The Honourable Minister for External Affairs, Mr Yashwant Sinha, has protested against my column of 24 September. I am flattered that he reads me. I can understand his reaction, for my comments on his tenure as finance minister were not complimentary. But I would like to rebut, as gently as possible, his impression that I nurse a deep personal prejudice against him. On the few occasions that I have met him, I have found him to be unfailingly courteous, affable, and polite. I have met many politicians, and I can name few whose manners were as good as Mr Sinha’s. He is generally well informed and persuasive on his ministerial charge. I can honestly say that I have no personal prejudice against him; quite the contrary – I quite like him, and have respect for his ability. He was once widely attacked in the press on the Indo-Mauritian Tax Treaty. I thought that the criticism was completely unfair, and wrote in defence of him as follows:
“We have a double taxation avoidance agreement with Mauritius, which has relatively low corporate taxes; that has made it the principal conduit for foreign investment. Sinha faced personal attacks; it was written that he had given Mauritius the concession because his daughter-in-law worked for a financial house in New York and channelled investment into India. In this affair, I was completely with Sinha. The tax treaty was concluded in 1988, before he became finance minister even for the first time. When foreign portfolio investment came to be allowed, the income tax department gave the benefit of the treaty to firms approved by SEBI, and SEBI certified those firms that had been registered with MOBAA, the Mauritian regulator. All this too was much before Sinha took over. In 1998, a mischievous income tax collector in Bombay denied the firms the tax concessions the treaty entitled them to. The Central Board of Direct Taxes overrode him, but not firmly enough. The whole issue landed up in courts, where it languishes.
“In this case, it was completely unfair to target Sinha, who if at all had not been vigorous enough in defending the tax treaty…”
My comments of 24 September pertained to his performance as Finance Minister. Mr Sinha does not refute any of the allegations I made against him, except to say that some of them are entirely untrue. On Kelkar’s removal, I have Mr Sinha’s word against another insider’s. I believe the latter’s, but the readers can choose between the two. As to his cravenness, it always struck me that Mr Sinha almost always knew what was the correct course of action (as I viewed it), and would often propound it eloquently, but then failed to implement it. To take a relatively innocuous example, he issued strong warnings on fiscal profligacy, and succumbed to it in practice. How can someone argue for something and do just the opposite? One explanation would be that he was a hypocrite. I rejected that explanation, and preferred to think that his actions were influenced by his loyalty to his party. I am quite willing to replace “cravenness” by loyalty.
I understand Mr Sinha’s response; I know how strongly someone in the government can come to feel that he has been unfairly targeted. But then again, I would have responded differently in his place. If I had decided that a letter was called for, I would have written something on the following lines to the editor:

“I am flattered by the importance Mr Desai has chosen to give me. But all your readers will recall that the East Asian meltdown occurred months before I took over. Of the four years I was finance minister, three were agriculturally disastrous. The last year saw the end of the great information-technology-led boom in the US; since then, the world economy has been drifting down. Unlike Dr Manmohan Singh, who only had to launch the Indian economy into an ongoing world boom, I had to rescue it from being pulled down in the ebb tide. And I did so, as the reserves of $60 billion, the strong balance of payments and the low level of inflation attest. I would suggest that Mr Desai has managed to weigh the balance sheet against me only by cleverly deleting some positive entries.”
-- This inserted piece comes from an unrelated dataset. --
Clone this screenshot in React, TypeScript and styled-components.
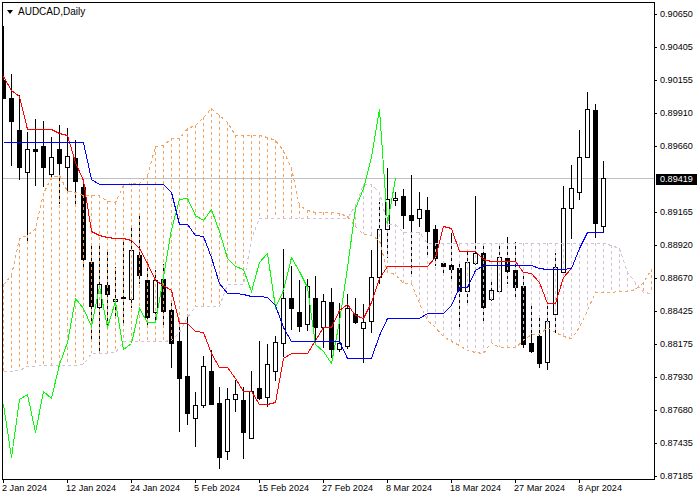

This illustrates a point I have made before – that Mr Sinha has been presented in a poorer light than he could have been. After the last budget I wrote:

“The budget speech did an extremely poor job of selling the finance minister. However much one may disagree with one’s minister, however little one may think of him, it is the duty of his civil servants to present him in as favourable a light as possible. Since the budget has so little substance, it was important to have made the most of its style.
“I would have positioned the finance minister as a patriot and a populist. He did once raise his voice and say he would find limitless money for defence. I would have had him start with that sentiment - saying that the country continued to face a grave emergency from externally sponsored terrorism, that it had to be tackled by the army, and that he, the FM, was going to make sure that defence lacked nothing. That would have led him to say that the defence of the country required sacrifices, that the sacrifices had to be made by those who could afford them, and hence that he had decided to tax the rich. That would have taken him into the 5 per cent income tax surcharge and the tax on dividends. I would have highlighted the new tax on beauty parlours, health clubs, fashion designers and event managers, saying that while the rich deserved their luxuries, he was ensuring that their enjoyment contributed to the common good. Then I would have followed up by saying he knew times were hard, growth was limping, and the poor needed relief. Hence the lowering of duties on tea, petrol and diesel…”
This brings me to Mr Sinha’s last point: that I am prejudiced, not against just him personally, but against the BJP. Actually, I am prejudiced against all political parties, and my prejudice index jumps up and down according to their deeds and misdeeds. But I am read for the words I weave, not for my prejudices.
Mr Sinha was elected by a huge majority; and I greatly doubt that any of his electorate was dissuaded from voting for him by what I wrote. The game he is in is quite different from the one Business Standard is in. He should play his, and leave it to us to play ours. Better still, he should get an adviser who would show him how to make the media hang on his words.